Three responses already - exciting!


----------



## Arch (24 Aug 2009)

Done it.

I've managed to own two types of bike not on your list though!


----------



## Arch (24 Aug 2009)

wafflycat said:


> Why? Who are you? What do you intend to do with the data? Why would anyone be interested in filling it in if you are prepared to share the information with anyone? Privacy of data is an issue.



Having done the survey, there's no privacy aspect really. But it would be nice to know if Cathy is coming from a marketing, or academic angle.


----------



## Cathy (24 Aug 2009)

wafflycat said:


> Why? Who are you? What do you intend to do with the data? Why would anyone be interested in filling it in if you are prepared to share the information with anyone? Privacy of data is an issue.



I am a writer who is researching the viability of some resources for women who cycle. The information should be interesting to all which is why I am prepared to share it with people - there is not much point in collating information about cycling habits and keeping it to myself. I cannot see any sinister undertones or privacy issues in knowing how often 'Sarah from London' or indeed 'Wafflycat' cycles and whether she owns a WSD or a man's bike. However, if you feel your privacy will be compromised by the survey, by all means do not complete it.


----------



## Cathy (24 Aug 2009)

Arch - see above! Also - three types of bike - hmmm, what am I missing. Recumbent? Tandem? TANDEM????


----------



## Arch (24 Aug 2009)

Cathy said:


> Arch - see above! Also - three types of bike - hmmm, what am I missing. Recumbent? Tandem? TANDEM????



recumbent, tourer and yes tandem, although I don't have one of those, be a bit daft, me being single....

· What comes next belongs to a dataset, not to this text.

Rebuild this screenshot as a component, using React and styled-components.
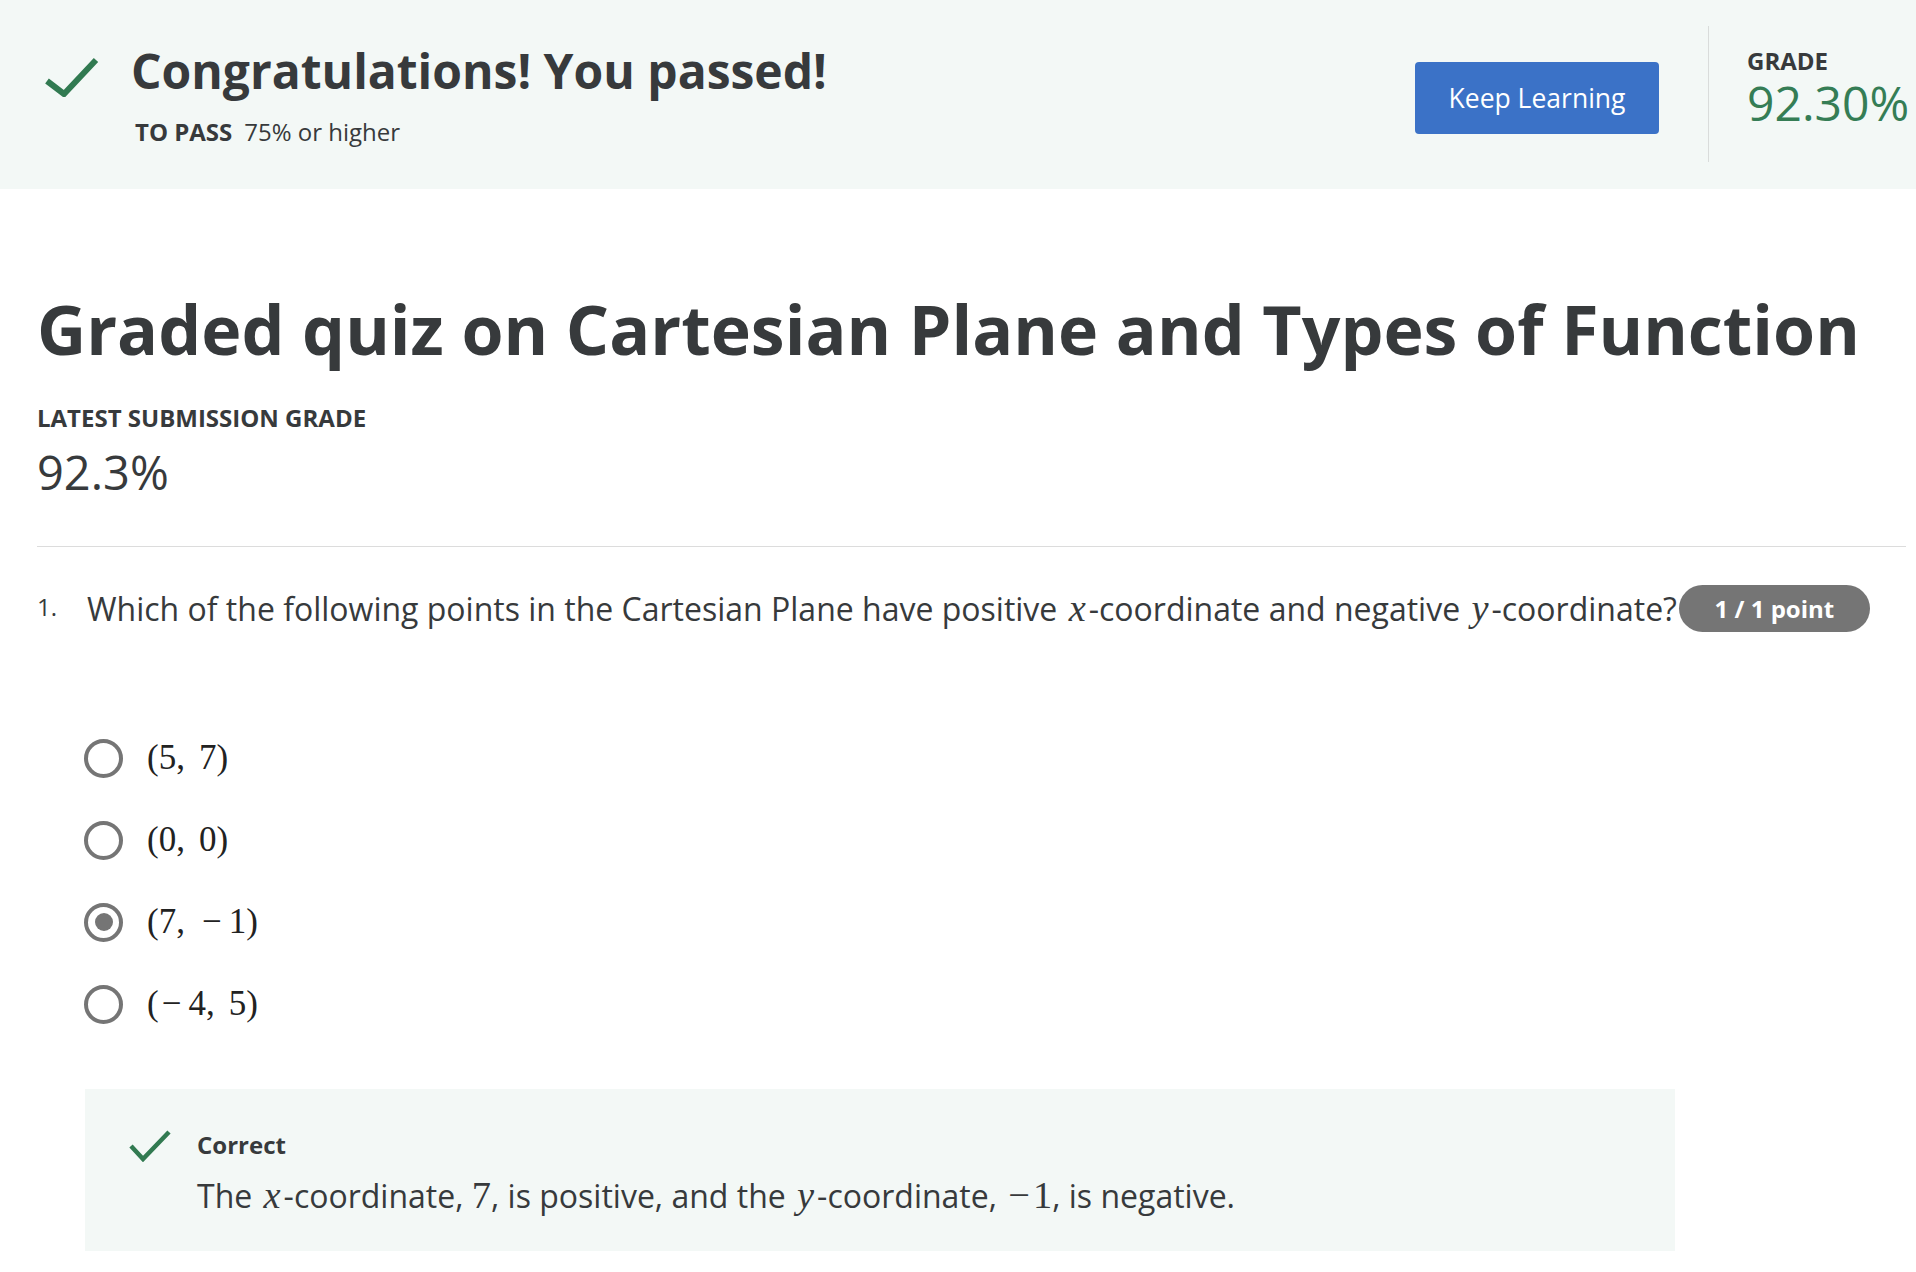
import React from 'react';
import styled, { createGlobalStyle } from 'styled-components';

const GlobalStyle = createGlobalStyle`
    body {
        margin: 0;
        background: #ffffff;
        font-family: 'Open Sans', 'Noto Sans', sans-serif;
        color: #373a3c;
    }
`

const Banner = styled.header`
    height: 189px;
    background: #f3f8f6;
    display: flex;
    justify-content: space-between;
    align-items: flex-start;
    padding-left: 45px;
    box-sizing: border-box;
`

const BannerLeft = styled.div`
    display: flex;
    align-items: flex-start;
    gap: 32px;
    padding-top: 42px;
`

const CheckMark = styled.svg`
    flex: none;
    margin-top: ${p => p.$offset || 0}px;
`

const BannerText = styled.div`
    display: flex;
    flex-direction: column;
`

const BannerTitle = styled.h1`
    margin: 0;
    font-size: 48px;
    line-height: 58px;
    font-weight: 700;
    color: #373a3c;
`

const PassLine = styled.div`
    margin-top: 17px;
    padding-left: 4px;
    font-size: 24px;
    line-height: 30px;
    color: #373a3c;

    b {
        font-weight: 700;
        margin-right: 12px;
    }
`

const BannerRight = styled.div`
    display: flex;
    align-items: flex-start;
`

const KeepButton = styled.button`
    margin-top: 62px;
    margin-right: 49px;
    width: 244px;
    height: 72px;
    border: none;
    border-radius: 4px;
    background: #3b72c7;
    color: #ffffff;
    font-family: 'Open Sans', sans-serif;
    font-size: 26.5px;
    cursor: pointer;
`

const VDivider = styled.div`
    margin-top: 26px;
    margin-right: 38px;
    width: 1px;
    height: 136px;
    background: #d9dcdb;
`

const GradeBlock = styled.div`
    width: 169px;
    margin-top: 49px;
`

const GradeLabel = styled.div`
    font-size: 24px;
    line-height: 23px;
    font-weight: 700;
    color: #373a3c;
`

const GradeValue = styled.div`
    font-size: 48px;
    line-height: 62px;
    color: #357d55;
`

const Main = styled.main`
    padding: 99px 10px 40px 37px;
`

const QuizTitle = styled.h2`
    margin: 0;
    font-size: 68px;
    line-height: 82px;
    font-weight: 700;
    color: #373a3c;
    white-space: nowrap;
`

const SubLabel = styled.div`
    margin-top: 33px;
    font-size: 24px;
    line-height: 30px;
    font-weight: 700;
`

const SubValue = styled.div`
    margin-top: 11px;
    font-size: 47px;
    line-height: 56px;
`

const Rule = styled.hr`
    margin: 46px 0 0;
    border: none;
    height: 1px;
    background: #dcdcdc;
`

const QuestionRow = styled.div`
    margin-top: 38px;
    display: flex;
    align-items: center;
`

const QNum = styled.span`
    width: 50px;
    flex: none;
    font-size: 24px;
    line-height: 44px;
    align-self: flex-start;
`

const QText = styled.span`
    font-size: 32px;
    line-height: 44px;
    white-space: nowrap;
`

const Var = styled.span`
    font-family: 'Liberation Serif', 'Times New Roman', serif;
    font-style: italic;
    font-size: 1.2em;
    line-height: 1;
    padding: 0 3px;
`

const Num = styled.span`
    font-family: 'Liberation Serif', 'Times New Roman', serif;
    font-size: 1.2em;
    line-height: 1;
`

const PointBadge = styled.span`
    flex: none;
    width: 191px;
    height: 47px;
    margin-left: 2px;
    border-radius: 24px;
    background: #757575;
    color: #ffffff;
    font-size: 24px;
    font-weight: 700;
    display: flex;
    align-items: center;
    justify-content: center;
`

const Options = styled.div`
    margin-top: 96px;
    padding-left: 47px;
    display: flex;
    flex-direction: column;
    gap: 22px;
`

const OptionRow = styled.label`
    height: 60px;
    display: flex;
    align-items: center;
    gap: 24px;
`

const Radio = styled.span`
    width: 39px;
    height: 39px;
    box-sizing: border-box;
    border: 4px solid #757575;
    border-radius: 50%;
    display: flex;
    align-items: center;
    justify-content: center;

    &::after {
        content: '';
        width: 18px;
        height: 18px;
        border-radius: 50%;
        background: ${p => (p.$checked ? '#757575' : 'transparent')};
    }
`

const MathText = styled.span`
    font-family: 'Liberation Serif', 'Times New Roman', serif;
    font-size: 35px;
    color: #222;

    i {
        display: inline-block;
        width: 0.4em;
    }

    em {
        font-style: normal;
        padding: 0 7px 0 3px;
    }
`

const Feedback = styled.div`
    margin: 55px 0 0 48px;
    width: 1590px;
    box-sizing: border-box;
    background: #f3f8f6;
    padding: 41px 44px 35px 44px;
    display: flex;
    gap: 26px;
`

const FeedbackBody = styled.div`
    display: flex;
    flex-direction: column;
`

const FeedbackTitle = styled.div`
    font-size: 24px;
    line-height: 30px;
    font-weight: 700;
`

const FeedbackText = styled.div`
    margin-top: 16px;
    font-size: 32px;
    line-height: 40px;

    em {
        font-style: normal;
        padding: 0 3px;
    }
`

const Check = ({ width, height, points, stroke, offset }) => (
    <CheckMark width={width} height={height} viewBox={`0 0 ${width} ${height}`} $offset={offset}>
        <polyline points={points} fill="none" stroke="#317a51" strokeWidth={stroke} />
    </CheckMark>
)

const Minus = () => <em>{'\u2212'}</em>

const options = [
    { first: <>(5,</>, second: <>7)</>, checked: false },
    { first: <>(0,</>, second: <>0)</>, checked: false },
    { first: <>(7,</>, second: <><Minus />1)</>, checked: true },
    { first: <>(<Minus />4,</>, second: <>5)</>, checked: false },
]

export default function App() {
    return (
        <>
            <GlobalStyle />
            <Banner>
                <BannerLeft>
                    <Check width={54} height={40} points="2,24 19,37 51,3" stroke={6} offset={15} />
                    <BannerText>
                        <BannerTitle>Congratulations! You passed!</BannerTitle>
                        <PassLine><b>TO PASS</b>75% or higher</PassLine>
                    </BannerText>
                </BannerLeft>
                <BannerRight>
                    <KeepButton>Keep Learning</KeepButton>
                    <VDivider />
                    <GradeBlock>
                        <GradeLabel>GRADE</GradeLabel>
                        <GradeValue>92.30%</GradeValue>
                    </GradeBlock>
                </BannerRight>
            </Banner>
            <Main>
                <QuizTitle>Graded quiz on Cartesian Plane and Types of Function</QuizTitle>
                <SubLabel>LATEST SUBMISSION GRADE</SubLabel>
                <SubValue>92.3%</SubValue>
                <Rule />
                <QuestionRow>
                    <QNum>1.</QNum>
                    <QText>
                        Which of the following points in the Cartesian Plane have positive <Var>x</Var>-coordinate and negative <Var>y</Var>-coordinate?
                    </QText>
                    <PointBadge>1 / 1 point</PointBadge>
                </QuestionRow>
                <Options>
                    {options.map((o, i) => (
                        <OptionRow key={i}>
                            <Radio $checked={o.checked} />
                            <MathText>{o.first}<i />{o.second}</MathText>
                        </OptionRow>
                    ))}
                </Options>
                <Feedback>
                    <Check width={42} height={32} points="2,16 14,29 40,2" stroke={4.5} />
                    <FeedbackBody>
                        <FeedbackTitle>Correct</FeedbackTitle>
                        <FeedbackText>
                            The <Var>x</Var>-coordinate, <Num>7</Num>, is positive, and the <Var>y</Var>-coordinate, <Num><Minus />1</Num>, is negative.
                        </FeedbackText>
                    </FeedbackBody>
                </Feedback>
            </Main>
        </>
    );
}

Also, I'm a rather ungirly girl, so I probably throw the stats out a bit....


----------



## wafflycat (24 Aug 2009)

Cathy said:


> I am a writer who is researching the viability of some resources for women who cycle. The information should be interesting to all which is why I am prepared to share it with people - there is not much point in collating information about cycling habits and keeping it to myself. I cannot see any sinister undertones or privacy issues in knowing how often 'Sarah from London' or indeed 'Wafflycat' cycles and whether she owns a WSD or a man's bike. However, if you feel your privacy will be compromised by the survey, by all means do not complete it.



It's about being open about who you are, what you are doing, why and for what purpose when you are asking for third parties to share information on their personal habits with you... it's not an unreasonable thing to expect from you as you're the one asking for others to give their information. Why are you researching the subject? For what purpose? What do you mean by 'viability'? Are you writing this off your own bat, or are you researching it for a book? a company? marketing? a qualification? looking to sell us something?


----------



## Cathy (24 Aug 2009)

Right, I have fiddled with the opening question a tad so hopefully it should be a little more inviting and slightly less spam-tastic.


----------



## Arch (24 Aug 2009)

Waffles! Down girl...

Cathy, somewhere in Cafe, a while back, there was a thread all about ladies who cycle, might be worth searching for it.... Although it did turn out to be a lot about clothes and anyone who knows me will know that that's not a subject I major in. I mean I wear clothes, but only because I have to....


----------



## Cathy (24 Aug 2009)

wafflycat said:


> It's about being open about who you are, what you are doing, why and for what purpose when you are asking for third parties to share information on their personal habits with you... it's not an unreasonable thing to expect from you as you're the one asking for others to give their information. Why are you researching the subject? For what purpose? What do you mean by 'viability'? Are you writing this off your own bat, or are you researching it for a book? a company? marketing? a qualification? looking to sell us something?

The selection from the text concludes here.